Low Balance: A third practice that regulators (and consumers) found vexing was the “low Balance” method of calculating interest. Using this method, the amount of interest that was calculated was based upon the lowest balance of the account during the month. If your account maintained its $1,000 balance for 29 of the 30 days of the month and then you made a withdrawal of $900 on the 29th day, interest would be calculated on the remaining $100 balance.
“Free” Accounts: Many accounts that were advertised as free, would also come with strings attached based upon the collected balance in the account. A series of charges would be applied anytime that the balance of the account went below an amount set by the financial institution. Many of these free accounts ended up being more expensive than other accounts.
These practices and several other lessor tactics employed by financial institutions in advertising made it nearly impossible for consumers to shop to find the best deal for their deposits.

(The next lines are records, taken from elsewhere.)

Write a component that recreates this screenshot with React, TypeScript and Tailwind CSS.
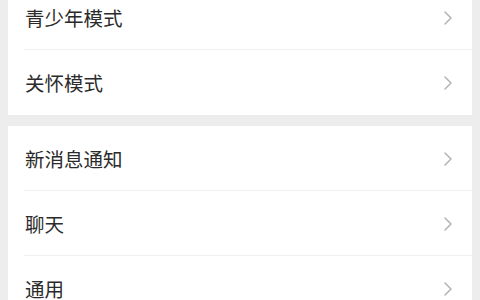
import React from "react";

const Chevron = () => (
  <svg width="10" height="16" viewBox="0 0 10 16" fill="none" className="shrink-0">
    <path d="M2 2L8 8L2 14" stroke="#b3b3b3" strokeWidth="1.5" strokeLinecap="round" strokeLinejoin="round" />
  </svg>
);

const Row = ({ label, last }: { label: string; last?: boolean }) => (
  <div className="relative flex h-[65px] items-center justify-between pl-[17px] pr-[19px]">
    <span className="text-[19.5px] leading-none text-[#2b2b2b]">{label}</span>
    <Chevron />
    {!last && <div className="absolute bottom-0 left-[16px] right-0 h-px bg-[#f0f0f0]" />}
  </div>
);

export default function App() {
  return (
    <div
      className="h-[300px] w-[480px] overflow-hidden bg-[#ededed]"
      style={{ fontFamily: '"Noto Sans CJK SC", "Noto Sans", sans-serif' }}
    >
      <div className="-mt-[15px] flex flex-col gap-[11px] px-[8px]">
        <div className="bg-white">
          <Row label="青少年模式" />
          <Row label="关怀模式" last />
        </div>
        <div className="bg-white">
          <Row label="新消息通知" />
          <Row label="聊天" />
          <Row label="通用" last />
        </div>
      </div>
    </div>
  );
}
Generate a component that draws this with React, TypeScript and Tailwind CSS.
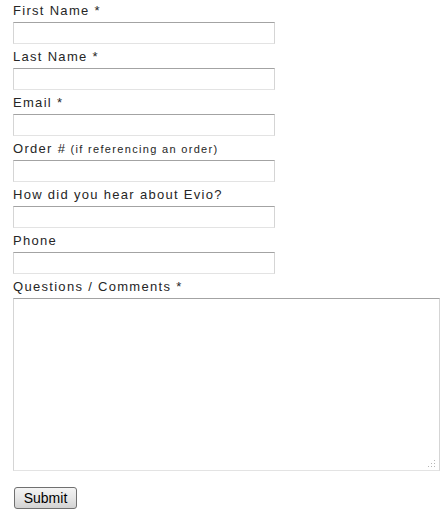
const fields = [
  { label: 'First Name *' },
  { label: 'Last Name *' },
  { label: 'Email *' },
  { label: 'Order #', note: '(if referencing an order)' },
  { label: 'How did you hear about Evio?' },
  { label: 'Phone' },
];

const boxBorder =
  'border border-t-[#a3a3a3] border-l-[#d5d5d5] border-r-[#d5d5d5] border-b-[#e3e3e3] bg-white outline-none';

function App() {
  return (
    <div className="w-[448px] h-[517px] bg-white pl-[13px] font-['Liberation_Sans',Arial,sans-serif] text-[#262626]">
      {fields.map((f) => (
        <div key={f.label} className="flex flex-col pb-[2px]">
          <label className="h-[20px] pt-[1px] leading-[20px] text-[13px] tracking-[0.1em] whitespace-nowrap">
            {f.label}
            {f.note && <span className="text-[11px] tracking-[0.12em]"> {f.note}</span>}
          </label>
          <input type="text" className={`mt-[2px] w-[262px] h-[22px] ${boxBorder}`} />
        </div>
      ))}

      <div className="flex flex-col">
        <label className="h-[20px] pt-[1px] leading-[20px] text-[13px] tracking-[0.1em] whitespace-nowrap">
          Questions / Comments *
        </label>
        <div className="relative mt-[2px] w-[427px] h-[173px]">
          <textarea className={`w-full h-full resize-none ${boxBorder}`} />
          {/* resize grip */}
          <svg className="absolute right-[4px] bottom-[3px]" width="9" height="9" viewBox="0 0 9 9">
            <rect x="7" y="1" width="1" height="1" fill="#b5b5b5" />
            <rect x="4" y="4" width="1" height="1" fill="#b5b5b5" />
            <rect x="7" y="4" width="1" height="1" fill="#b5b5b5" />
            <rect x="1" y="7" width="1" height="1" fill="#b5b5b5" />
            <rect x="4" y="7" width="1" height="1" fill="#b5b5b5" />
            <rect x="7" y="7" width="1" height="1" fill="#b5b5b5" />
          </svg>
        </div>
      </div>

      <button
        type="button"
        className="mt-[16px] ml-[1px] w-[63px] h-[22px] rounded-[3px] border border-[#707070] bg-gradient-to-b from-[#f4f4f4] via-[#e6e6e6] to-[#d2d2d2] text-[14px] leading-[20px] text-black font-['Liberation_Sans',Arial,sans-serif]"
      >
        Submit
      </button>
    </div>
  );
}

export default App;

One Additional Concern- Overdrafts
After the first version of the ACT was passed, a further concern came to light, fees charged on overdrafts. In many cases, financial institutions were allowing for the payment of items that overdraw accounts “as a courtesy”. However, the term “courtesy” came with significant fees. In some cases, the financial institution engaged in practices that would pay the largest check first and then charge fees for each subsequent overdraft. For example, suppose five checks are presented to an account that had a balance of $1,000. The checks total $1,300. One check is for $1,200 and the other checks are for $100, $75, $50 and $25. Financial institutions were paying the first check and then charging an overdraft fee for each of the other checks. Under the rules of TISA, only the $1,200 check would come with an overdraft fee, because the other checks would be paid first.
The Main Point of TISA
The significant changes that TISA brought about include the creation of the Annual Percentage Yield or APY. The requirement here is that the way an institution quotes an interest rate has to be uniform. Financial institutions had to base their disclosures on this calculation and must calculate interest as disclosed. In this manner a customer can compare one institution to the next and make an informed decision about where they will put their money.
TISA and UDAAP
Although the regulations do not contain significant penalties for noncompliance, in recent years, examiners have tied the Unfair Deceptive Abusive Acts or Practices (“UDAAP”) regulations to TISA. In cases, when disclosures did not meet the standards established by TISA, violations of UDAAP have been cited. For example, when an account is advertised as “free” or low cost, when fees are actually charged that don’t match, a UDAAP claim can be filed. In addition, when terms of an account are mentioned in advertising or on the website of a financial institution aren’t mentioned, there can be UDAAP claims.